Please find attached two new parts of the patch (A for setrandom
extension, B for pgbench embedded test case extension).

> 1. I suggest that getExponentialrand and getGaussianrand be renamed to
> getExponentialRand and getGaussianRand.

Done.

It was named like that because "getrand" was used for the uniform case.

> 2. I suggest that the code be changed so that the branch currently
> labeled as /* uniform with extra argument */ become a hard error
> instead of a warning.
>
> 3. Similarly, I suggest that the use of gaussian or uniform be an
> error when argc < 6 OR argc > 6. I also suggest that the
> parenthesized distribution type be dropped from the error message in
> all cases.

I wish to agree, but my interpretation of the previous code is that they
were ignored before, so ISTM that we are stuck with keeping the same
unfortunate behavior.

> 4. This question mark seems like it should be a period:
>
> + * value fails the test? To be on the safe side, let us try over.

Indeed.

> 5. With regards to the following paragraph:
>
> <para>
> + The default random distribution is uniform, that is all values in the
> + range are drawn with equal probability. The gaussian and exponential
> + options allow to change this default. The mandatory
> + <replaceable>threshold</> double value controls the actual distribution
> + with gaussian or exponential.
> + </para>
>
> This paragraph needs a bit of copy-editing. Here's an attempt: "By
> default, all values in the range are drawn with equal probability.
> The <literal>gaussian</> and <literal>exponential</> options modify
> this behavior; each requires a mandatory threshold which determines
> the precise shape of the distribution." The following paragraph
> should be changed to begin with "For a Gaussian distribution" and the
> one after "For an exponential distribution".

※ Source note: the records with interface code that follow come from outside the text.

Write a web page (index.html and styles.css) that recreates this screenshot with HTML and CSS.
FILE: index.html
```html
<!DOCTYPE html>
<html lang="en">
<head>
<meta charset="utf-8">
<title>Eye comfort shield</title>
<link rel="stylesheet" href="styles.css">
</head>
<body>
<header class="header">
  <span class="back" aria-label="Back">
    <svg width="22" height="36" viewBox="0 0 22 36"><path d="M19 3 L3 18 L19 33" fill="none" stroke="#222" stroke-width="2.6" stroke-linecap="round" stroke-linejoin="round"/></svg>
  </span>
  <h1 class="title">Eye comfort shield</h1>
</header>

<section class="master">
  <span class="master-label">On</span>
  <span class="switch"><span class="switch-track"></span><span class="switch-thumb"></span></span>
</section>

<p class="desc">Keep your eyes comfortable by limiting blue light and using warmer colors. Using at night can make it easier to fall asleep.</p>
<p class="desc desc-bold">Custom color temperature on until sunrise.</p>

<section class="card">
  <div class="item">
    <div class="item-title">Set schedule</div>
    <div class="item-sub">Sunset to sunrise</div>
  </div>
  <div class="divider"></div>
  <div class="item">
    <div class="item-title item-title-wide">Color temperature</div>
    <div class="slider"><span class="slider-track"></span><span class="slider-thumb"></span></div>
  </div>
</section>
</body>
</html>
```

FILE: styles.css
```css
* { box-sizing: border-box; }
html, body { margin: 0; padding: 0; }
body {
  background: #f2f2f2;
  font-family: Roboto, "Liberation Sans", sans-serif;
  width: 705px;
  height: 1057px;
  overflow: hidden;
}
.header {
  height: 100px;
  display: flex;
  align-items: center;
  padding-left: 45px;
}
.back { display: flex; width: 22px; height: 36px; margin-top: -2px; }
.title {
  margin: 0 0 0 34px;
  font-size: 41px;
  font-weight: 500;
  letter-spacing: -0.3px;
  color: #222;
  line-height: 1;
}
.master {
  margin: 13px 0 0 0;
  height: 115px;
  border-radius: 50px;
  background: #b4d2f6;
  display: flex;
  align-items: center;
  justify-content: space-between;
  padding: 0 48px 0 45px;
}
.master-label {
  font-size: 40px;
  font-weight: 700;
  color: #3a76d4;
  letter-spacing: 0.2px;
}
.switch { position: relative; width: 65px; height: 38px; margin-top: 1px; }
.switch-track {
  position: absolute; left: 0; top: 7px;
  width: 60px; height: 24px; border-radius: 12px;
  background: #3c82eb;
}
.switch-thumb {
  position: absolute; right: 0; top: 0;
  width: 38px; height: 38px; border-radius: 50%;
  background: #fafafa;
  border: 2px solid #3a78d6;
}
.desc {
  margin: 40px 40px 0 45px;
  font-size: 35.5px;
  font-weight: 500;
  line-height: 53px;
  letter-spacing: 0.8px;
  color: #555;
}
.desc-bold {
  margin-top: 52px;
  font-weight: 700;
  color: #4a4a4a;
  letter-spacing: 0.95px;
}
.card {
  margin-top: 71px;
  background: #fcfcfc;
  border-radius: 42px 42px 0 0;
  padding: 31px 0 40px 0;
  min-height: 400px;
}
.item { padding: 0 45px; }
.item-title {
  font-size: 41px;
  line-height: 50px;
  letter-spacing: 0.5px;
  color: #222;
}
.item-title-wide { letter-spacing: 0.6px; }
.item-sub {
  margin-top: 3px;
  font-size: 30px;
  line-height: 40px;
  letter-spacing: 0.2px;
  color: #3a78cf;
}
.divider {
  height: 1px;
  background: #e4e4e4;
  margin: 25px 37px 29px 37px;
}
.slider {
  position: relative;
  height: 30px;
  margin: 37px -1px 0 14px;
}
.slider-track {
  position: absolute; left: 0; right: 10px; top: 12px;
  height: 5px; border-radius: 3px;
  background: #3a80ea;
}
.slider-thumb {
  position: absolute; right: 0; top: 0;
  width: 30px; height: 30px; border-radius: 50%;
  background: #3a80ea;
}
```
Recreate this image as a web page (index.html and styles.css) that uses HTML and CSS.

Ok. I've kept "uniform" in the first sentence, because this is both
an option name and it is significant in term of probabilities.

> 6. Overall, I think the documentation here looks much better now, but
> I suggest adding one or two example to the Gaussian section. Like
> this: for example, if threshold is 2.0, 68% of the values will fall in
> the middle third of the interval; with a threshold of 3.0, 99.7% of
> the values will fall in the middle third of the interval. These
> numbers are fabricated, and the middle third of the interval might not
> be the best part to talk about, but you get the idea (I hope).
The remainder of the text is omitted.